Banks Using Taxpayer Bailout Money to Pay Bonuses
In a stunning revelation, Bloomberg is reporting that despite the fact that taxpayers will be spending hundreds of billions of dollars bailing out the banking industry, banking insiders are still on track to receive tens of billions in bonuses. Even more incredible is the fact that these bonuses are coming at a time when shareholder pensions have been crushed, and many of the firms are laying off thousands of employees.
According to the report, both Goldman Sachs and Morgan Stanley are scheduled to pay out bonuses of $6.85 billion and $6.44 billion respectively. That equates to an astounding $210,000 per employee for Goldman and $138,700 per person for Morgan Stanley. And that is despite the fact that Goldman’s profit has fallen 47 percent this year, and the share price is down 53 percent. Morgan Stanley’s earnings have tumbled 41 percent and its shares have shed 69 percent of their value.
But get ready for the real kicker.
Goldman Sachs and Morgan Stanley are each receiving $10 billion from the government as part of the effort to help prop up the financial system.
It is beyond reason that the government would devote so much money to these firms when they are going to turn around and pay out the equivalent of more than 64 percent in bonuses.
Does this make sense?

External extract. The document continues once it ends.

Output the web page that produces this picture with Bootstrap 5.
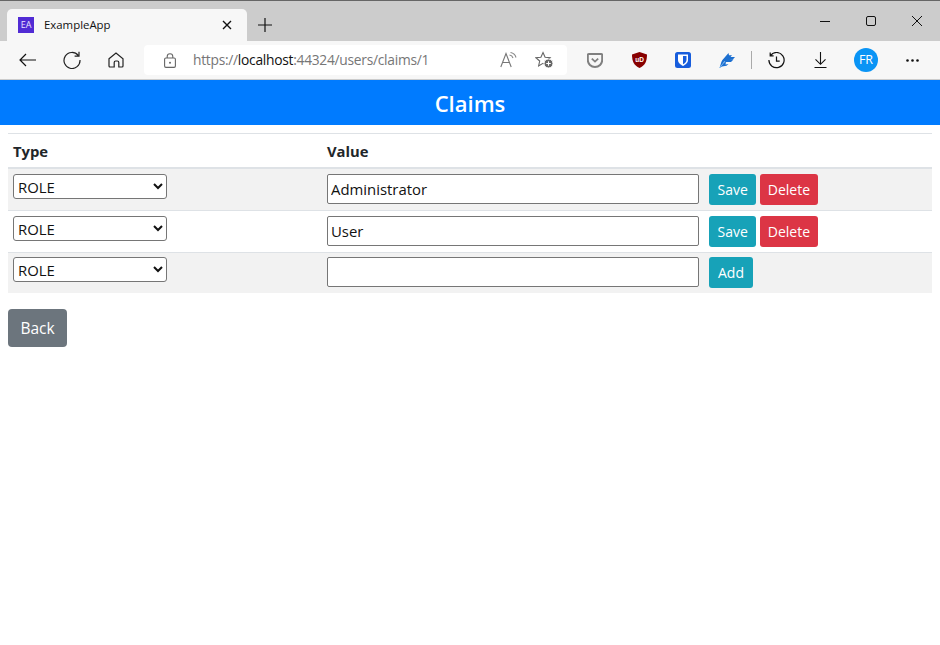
<!DOCTYPE html>
<html lang="en">
<head>
<meta charset="utf-8">
<title>ExampleApp</title>
<link href="https://cdn.jsdelivr.net/npm/bootstrap@5.3.0/dist/css/bootstrap.min.css" rel="stylesheet">
<style>
html,body{margin:0;height:100%;overflow:hidden;background:#fff}
body{font-family:"Open Sans","Noto Sans","Liberation Sans",sans-serif;font-size:15px;color:#212529}
.chrome-top{height:41px;background:#ccc;border-top:1px solid #666}
.tab-item{width:240px;height:32px;margin-top:8px;margin-left:7px;background:#f7f7f7;border-radius:5px 5px 0 0;padding:0 11px;font-size:11.4px;color:#111}
.fav-icon{width:16px;height:16px;background:#512bd4;color:#e8e2ff;font-size:9px;line-height:16px;text-align:center;margin-right:10px;flex:none}
.win-btn{width:46px;height:40px}
.new-tab{width:36px;height:32px;margin-top:8px}
.tool-bar{height:39px;background:#f7f7f7;border-bottom:1px solid #ccc;padding-left:6px}
.tool-btn{width:44px;height:38px;flex:none}
.tool-btn-push{margin-left:2px}
.addr-bar{width:423px;height:30px;background:#fff;border-radius:4px;margin:0 6px;flex:none;padding:0 13px 0 20px;font-size:13.8px;color:#767676;letter-spacing:-.02em}
.addr-bar b{font-weight:400;color:#111}
.lock-gap{margin-right:17px}
.read-gap{margin-right:18px}
.tool-sep{width:1px;height:18px;background:#aaa;margin:0 2px 0 2px;flex:none}
.avatar-dot{width:24px;height:24px;border-radius:50%;background:#0a94f5;color:#fff;font-size:12.5px;line-height:24px;text-align:center}
.page-title{height:45px;background:#007bff;color:#fff;font-size:22px;font-weight:600;line-height:47px;text-align:center}
.page-body{padding:8px}
.rule-line{margin:0;border:0;border-top:1px solid #dee2e6;opacity:1;height:0}
.claims-table{table-layout:fixed;width:100%;margin:0;border-collapse:collapse}
.claims-table th{height:34px;padding:2px 5px 0;font-size:14.8px;font-weight:700;border-bottom:2px solid #dee2e6;color:#212529;vertical-align:middle}
.claims-table td{padding:0 5px;border-bottom:1px solid #dee2e6;vertical-align:top;height:42px;background:#fff}
.claims-table tr.odd-row td{background:#f2f2f2}
.claims-table tr:last-child td{border-bottom:0;height:41px}
.col-type{width:314px}
.col-value{width:382px}
.type-select{width:154px;height:25px;font:14.9px "Open Sans","Noto Sans",sans-serif;color:#111;border:1px solid #767676;border-radius:3px;background:#fff;margin-top:5px;padding:1px 0 0 0;display:block}
.tight-select{margin-top:4px}
.val-input{width:372px;height:30px;font:14.9px "Open Sans","Noto Sans",sans-serif;color:#111;border:1px solid #767676;border-radius:2px;background:#fff;margin-top:5px;padding:0 3px;display:block}
.tight-input{margin-top:4px}
.act-btn{font-size:14px;line-height:21px;padding:5px 8.5px;margin:5px 4px 0 0;height:31px;border-radius:3px;border:0;color:#fff;--bs-btn-border-width:0}
.tight-btn{margin-top:4px;padding:5px 9px}
.btn-teal{background:#17a2b8}
.btn-teal:hover{background:#17a2b8;color:#fff}
.btn-red{background:#dc3545;padding:5px 7.5px;font-size:14px}
.btn-red:hover{background:#dc3545;color:#fff}
.back-btn{margin-top:16px;height:38px;width:59px;padding:0;background:#6c757d;border:0;border-radius:4px;color:#fff;font-size:15.5px;line-height:39px}
.back-btn:hover{background:#6c757d;color:#fff}
svg{display:block}
</style>
</head>
<body>
<div class="chrome-top d-flex">
  <div class="tab-item d-flex align-items-center">
    <span class="fav-icon">EA</span><span class="flex-grow-1">ExampleApp</span>
    <svg width="10" height="10" viewBox="0 0 10 10" class="me-1"><path d="M1 1l8 8M9 1l-8 8" stroke="#111" stroke-width="1.4" fill="none"/></svg>
  </div>
  <div class="new-tab d-flex align-items-center justify-content-center">
    <svg width="14" height="14" viewBox="0 0 14 14"><path d="M7 0v14M0 7h14" stroke="#111" stroke-width="1.2" fill="none"/></svg>
  </div>
  <div class="ms-auto d-flex me-0">
    <div class="win-btn d-flex align-items-center justify-content-center"><svg width="10" height="10" viewBox="0 0 10 10"><path d="M0 5.500h10" stroke="#111" fill="none"/></svg></div>
    <div class="win-btn d-flex align-items-center justify-content-center"><svg width="10" height="10" viewBox="0 0 10 10"><rect x=".5" y=".5" width="9" height="9" rx="1.500" stroke="#111" fill="none"/></svg></div>
    <div class="win-btn d-flex align-items-center justify-content-center"><svg width="10" height="10" viewBox="0 0 10 10"><path d="M0 0l10 10M10 0L0 10" stroke="#111" fill="none"/></svg></div>
  </div>
</div>
<div class="tool-bar d-flex align-items-center">
  <div class="tool-btn d-flex align-items-center justify-content-center"><svg width="18" height="14" viewBox="0 0 18 14"><path d="M17 7H1M7 1L1 7l6 6" stroke="#111" stroke-width="1.2" fill="none"/></svg></div>
  <div class="tool-btn d-flex align-items-center justify-content-center"><svg width="18" height="18" viewBox="0 0 18 18"><path d="M15.200 4.400A8 8 0 1 0 17 9M16 .8v4.400h-4.400" stroke="#222" stroke-width="1.2" fill="none"/></svg></div>
  <div class="tool-btn d-flex align-items-center justify-content-center"><svg width="16" height="16" viewBox="0 0 16 16"><path d="M1 6.800L8 1l7 5.800V14a1 1 0 0 1-1 1h-3.200V10.500a1.500 1.500 0 0 0-1.500-1.500H7.700a1.500 1.500 0 0 0-1.500 1.500V15H2a1 1 0 0 1-1-1z" stroke="#222" stroke-width="1.200" fill="none"/></svg></div>
  <div class="addr-bar d-flex align-items-center">
    <svg width="12" height="15" viewBox="0 0 12 15" class="lock-gap"><path d="M3.200 5V3.500a2.800 2.800 0 0 1 5.600 0V5" stroke="#666" stroke-width="1.100" fill="none"/><rect x=".6" y="5" width="10.800" height="9.400" rx="1.300" stroke="#666" stroke-width="1.100" fill="none"/><circle cx="6" cy="9.700" r="1" fill="#666"/></svg>
    <span class="flex-grow-1">https://<b>localhost</b>:44324/users/claims/1</span>
    <svg width="17" height="16" viewBox="0 0 17 16" class="read-gap"><path d="M.8 15L6 1.500 11.200 15M2.500 10.500h7" stroke="#777" stroke-width="1.100" fill="none"/><path d="M9.500 3a4.500 4.500 0 0 1 3.500 3M10.500 .5a7 7 0 0 1 5.500 5" stroke="#888" stroke-width="1.100" fill="none"/></svg>
    <svg width="19" height="18" viewBox="0 0 19 18"><path d="M8 1.500l2.100 4.700 5 .5-3.800 3.300 1.100 5-4.400-2.600-4.400 2.600 1.100-5L.9 6.700l5-.5z" stroke="#666" stroke-width="1.100" fill="none"/><circle cx="13.500" cy="12.500" r="4.500" fill="#666" stroke="#fff"/><path d="M13.500 10.200v4.600M11.200 12.500h4.600" stroke="#fff" stroke-width="1.100"/></svg>
  </div>
  <div class="tool-btn d-flex align-items-center justify-content-center"><svg width="16" height="15" viewBox="0 0 16 15"><path d="M1.800 1h12.400a1 1 0 0 1 1 1v5a7.200 7 0 0 1-14.400 0V2a1 1 0 0 1 1-1z" fill="#f7f7f7" stroke="#808080" stroke-width="2"/><path d="M4.800 5.600L8 8.600l3.200-3" stroke="#808080" stroke-width="1.800" fill="none"/></svg></div>
  <div class="tool-btn d-flex align-items-center justify-content-center"><svg width="15" height="16" viewBox="0 0 15 16"><path d="M7.500 0L15 2.500c0 7-2 11-7.500 13.500C2 13.500 0 9.500 0 2.500z" fill="#800"/><text x="7.500" y="10" font-size="6.500" font-weight="700" fill="#fff" text-anchor="middle" font-family="Liberation Sans">uD</text></svg></div>
  <div class="tool-btn d-flex align-items-center justify-content-center"><svg width="16" height="16" viewBox="0 0 16 16"><rect width="16" height="16" rx="2.500" fill="#175ddc"/><path d="M3 2.500h10v5.500c0 3-2.500 4.500-5 6-2.500-1.500-5-3-5-6z" fill="#fff"/><path d="M8 4h3.500v4c0 2-1.700 3.200-3.500 4.200z" fill="#175ddc"/></svg></div>
  <div class="tool-btn d-flex align-items-center justify-content-center"><svg width="16" height="16" viewBox="0 0 16 16"><path d="M.5 16L2.500 9.500 5 7 4.500 10.500 7 10l-.5 2.500 3-.5-2 1.800L3 14.500z" fill="#1c6fd0"/><path d="M3 8.500L9.500 1 10 3.200h3L11.500 5H16l-2 2.300H10.500l4 .3L12 10H7.500L5 10.500z" fill="#1c6fd0"/><path d="M.5 16L6 9" stroke="#8fc4f5" stroke-width=".8"/></svg></div>
  <div class="tool-sep"></div>
  <div class="tool-btn d-flex align-items-center justify-content-center"><svg width="17" height="17" viewBox="0 0 17 17"><path d="M2.600 3.300A7.600 7.600 0 1 1 .9 8M2.200.5v3.300h3.400" stroke="#111" stroke-width="1.200" fill="none"/><path d="M8.500 4.500v4.600h3.200" stroke="#111" stroke-width="1.200" fill="none"/></svg></div>
  <div class="tool-btn d-flex align-items-center justify-content-center"><svg width="13" height="16" viewBox="0 0 13 16"><path d="M6.500 0v12M1.500 7.300l5 5 5-5M.5 15.500h12" stroke="#111" stroke-width="1.100" fill="none"/></svg></div>
  <div class="tool-btn d-flex align-items-center justify-content-center tool-btn-push"><span class="avatar-dot">FR</span></div>
  <div class="tool-btn d-flex align-items-center justify-content-center tool-btn-push"><svg width="13" height="3" viewBox="0 0 13 3"><circle cx="1.500" cy="1.500" r="1.300" fill="#111"/><circle cx="6.500" cy="1.500" r="1.300" fill="#111"/><circle cx="11.500" cy="1.500" r="1.300" fill="#111"/></svg></div>
</div>
<div class="page-title">Claims</div>
<div class="page-body">
  <hr class="rule-line">
  <table class="claims-table">
    <colgroup><col class="col-type"><col class="col-value"><col></colgroup>
    <thead><tr><th>Type</th><th>Value</th><th></th></tr></thead>
    <tbody>
      <tr class="odd-row">
        <td><select class="type-select"><option>ROLE</option></select></td>
        <td><input class="val-input" value="Administrator"></td>
        <td><button class="btn act-btn btn-teal">Save</button><button class="btn act-btn btn-red">Delete</button></td>
      </tr>
      <tr>
        <td><select class="type-select"><option>ROLE</option></select></td>
        <td><input class="val-input" value="User"></td>
        <td><button class="btn act-btn btn-teal">Save</button><button class="btn act-btn btn-red">Delete</button></td>
      </tr>
      <tr class="odd-row">
        <td><select class="type-select tight-select"><option>ROLE</option></select></td>
        <td><input class="val-input tight-input" value=""></td>
        <td><button class="btn act-btn btn-teal tight-btn">Add</button></td>
      </tr>
    </tbody>
  </table>
  <a href="#" class="btn back-btn">Back</a>
</div>
</body>
</html>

Since when has the government been in the business of funding bankers’ bonuses with taxpayer money? Wall Street’s bankers already receive salaries that range from $80,000 to $600,000 a year.
Why are these two firms getting capital infusions in the first place? How much trouble could these companies really be in if they are still profitable and are planning to pay out billions in bonuses? If they really are in such trouble, why aren’t these banks being forced to use their own bonus money to prop themselves up?
And it is not just Goldman and Morgan that are planning to pay out bonuses. If you can believe it, Bloomberg also reports that defunct Merrill Lynch, the investment bank that the Federal Reserve forced into marriage with Bank of America, will still be paying out $6.7 billion in bonuses. Employees at bankrupt Lehman Brothers will still get bonuses. Employees already have received them at Bear Stearns, the investment bank the Federal Reserve had to lend JP Morgan Chase $29 billion to buy.
“There is no Wall Street without bonuses,” says Andy Kessler, a former analyst and hedge-fund manager turned author. “The guys who know how to make money are the ones who are in demand. If you want to keep them, you have to pay them something.”
Call me old-fashioned, but when Wall Street excess has become so endemic that the whole system is verging on implosion, and the threat is so severe that a $700 billion taxpayer bailout may not be enough to prevent a global economic crash, then maybe it wouldn’t be such a bad idea to see a whole new set of faces on Wall Street.